Learn how to chop an onion. This might seem like an odd addition, but how often do you chop an onion? I’d say that if it’s a week where we’re eating in from Monday to Friday then there’s probably at least three onion chopping situations there. I used to make a mare out of it, cutting uneven slices as I teared up and rubbed my eyes as Mark told me off for wiping my eyes and making it worse. I looked like I’d had a heavy round with Mike Tyson whilst suffering with awful hay-fever by the end of it. Then on one of my many procrastination sessions where I end up in a YouTube hole, I watched this video and it changed my life. Not only can I now cut an onion without crying and with maximum precision and minimum waste, I feel like a CHAMP. I makes me feel like I’m on a cooking show is and weirdly a step that I look forward to. Learn it and you too will be able to fool others into thinking you’re basically Nigella in disguise.

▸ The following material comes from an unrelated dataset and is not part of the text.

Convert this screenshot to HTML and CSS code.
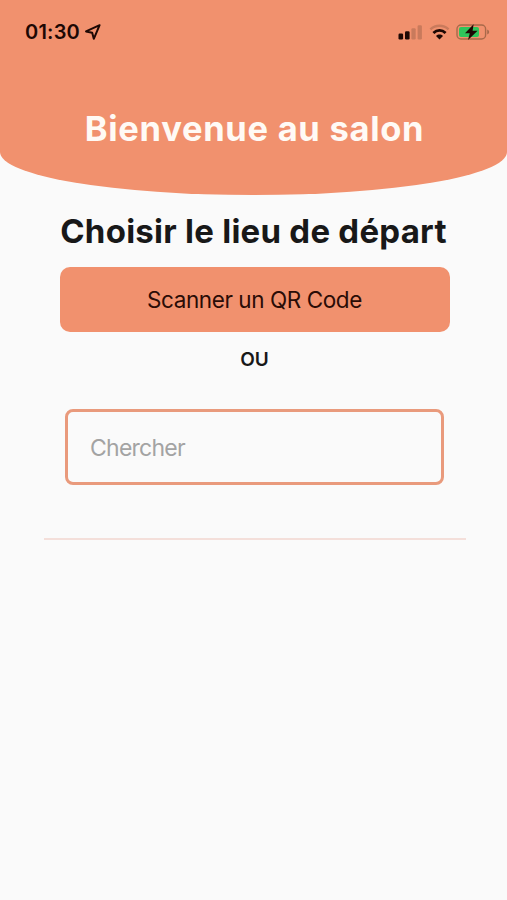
FILE: index.html
```html
<!DOCTYPE html>
<html lang="fr">
<head>
    <meta charset="UTF-8">
    <meta name="viewport" content="width=device-width, initial-scale=1.0">
    <title>Bienvenue au salon</title>
    <link rel="stylesheet" href="styles.css">
</head>
<body>
    <header class="header">
        <div class="status-bar">
            <span class="time">01:30</span>
            <svg class="location" width="18" height="18" viewBox="0 0 18 18">
                <path d="M15.6 2.2 L2 8.4 L8.2 9.8 L9.8 15.8 Z" fill="none" stroke="#1d0804" stroke-width="2" stroke-linejoin="round"/>
            </svg>
            <div class="status-icons">
                <svg width="25" height="16" viewBox="0 0 25 16">
                    <rect x="0.5" y="9.5" width="4.6" height="5.9" rx="1.2" fill="#1d0804"/>
                    <rect x="7" y="7.3" width="4.6" height="8.1" rx="1.2" fill="#1d0804"/>
                    <rect x="13.4" y="4.3" width="4.3" height="11.1" rx="1.2" fill="#c97a5c"/>
                    <rect x="19.6" y="1.2" width="4.3" height="14.2" rx="1.2" fill="#c97a5c"/>
                </svg>
                <svg class="wifi" width="21" height="16" viewBox="0 0 21 16">
                    <path d="M1.4 5.4 C6.6 0.6 14.4 0.6 19.6 5.4" fill="none" stroke="#c97a5c" stroke-width="2.5"/>
                    <path d="M4.4 8.9 C8 5.5 13 5.5 16.6 8.9" fill="none" stroke="#1d0804" stroke-width="2.8"/>
                    <path d="M10.5 15.6 L7 12 C9 10.1 12 10.1 14 12 Z" fill="#1d0804"/>
                </svg>
                <svg class="battery" width="34" height="18" viewBox="0 0 34 18">
                    <rect x="1" y="2" width="28.6" height="14" rx="4" fill="none" stroke="#a8694a" stroke-width="1.4"/>
                    <path d="M31.2 6.4 Q33.2 7.2 33.2 9 Q33.2 10.8 31.2 11.6 Z" fill="#a8694a"/>
                    <rect x="3" y="4" width="20" height="10" rx="2" fill="#2fc45b"/>
                    <path d="M17.6 1.2 L9 10.2 L13.8 10.2 L12 17 L21.6 7.8 L16.6 7.8 Z" fill="#1d0804"/>
                </svg>
            </div>
        </div>
        <h1>Bienvenue au salon</h1>
    </header>

    <main class="content">
        <h2>Choisir le lieu de départ</h2>
        <button class="scan">Scanner un QR Code</button>
        <p class="or">OU</p>
        <input class="search" type="text" placeholder="Chercher">
        <hr class="separator">
    </main>
</body>
</html>
```

FILE: styles.css
```css
* {
    box-sizing: border-box;
}

body {
    font-family: Inter, "Liberation Sans", sans-serif;
    margin: 0;
    min-height: 900px;
    background-color: #fafafa;
    color: #181818;
}

.header {
    height: 195px;
    background: #f1916e;
    border-radius: 0 0 50% 50% / 0 0 43px 43px;
}

.status-bar {
    display: flex;
    align-items: center;
    height: 64px;
    padding: 0 17px 0 25px;
    color: #1d0804;
}

.time {
    width: 59px;
    font-size: 20px;
    font-weight: 600;
    letter-spacing: 0.2px;
}

.status-icons {
    display: flex;
    align-items: center;
    margin-left: auto;
}

.wifi {
    margin-left: 6px;
}

.battery {
    margin-left: 6px;
}

h1 {
    margin: 44px 0 0;
    padding-left: 2px;
    font-size: 34.5px;
    line-height: 42px;
    font-weight: 700;
    letter-spacing: 0.7px;
    text-align: center;
    color: #fffaf5;
}

.content {
    display: flex;
    flex-direction: column;
    align-items: center;
    padding-left: 2px;
}

h2 {
    margin: 15px 2px 0 0;
    font-size: 33px;
    line-height: 42px;
    font-weight: 650;
    letter-spacing: 0.25px;
    white-space: nowrap;
}

.scan {
    width: 390px;
    height: 65px;
    margin-top: 15px;
    padding: 0;
    border: none;
    border-radius: 10px;
    background: #f1916e;
    color: #2a0c06;
    font-family: inherit;
    font-size: 22.5px;
    letter-spacing: -0.42px;
}

.or {
    margin: 16px 0 0;
    font-size: 19px;
    line-height: 24px;
    font-weight: 600;
}

.search {
    width: 379px;
    height: 76px;
    margin-top: 37px;
    padding: 1px 22px 0;
    border: 3px solid #e99a7c;
    border-radius: 8px;
    background: transparent;
    font-family: inherit;
    font-size: 23px;
    letter-spacing: -0.75px;
}

.search::placeholder {
    color: #a3a3a3;
}

.separator {
    width: 422px;
    height: 2px;
    margin: 53px 0 0;
    border: none;
    background: #f4dfda;
}
```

Always over estimate. My family are big on the phenomenon of ‘feeding the freezer’. Made too much chilli? Pop it in the freezer for a rainy day. Soup that’s been hanging around in your fridge a bit too long? Shove in it in the freezer for when you fancy it again. Whipped up enough spaghetti bolognese sauce to feed an army? Carton it up into the freezer for when you CBA’ed to make a fresh dinner. So over the years Mark and I have jumped on the bandwagon too, because why the hell not? It makes SO much sense. It means that you can cook a homemade meal on three days of a week and actually have enough for seven. If a recipe says that it serves six, we make it to those measurements and either pop it in the fridge to eat for dinner the next day (peas make for a great accompaniment if you need a quick and easy veg side to go with it) or add it to a tupperware box (IKEA do some great ones or use old butter tubs) and freeze to re-heat over the next month or so. Less time in the kitchen, with more homemade food. YES PLEASE.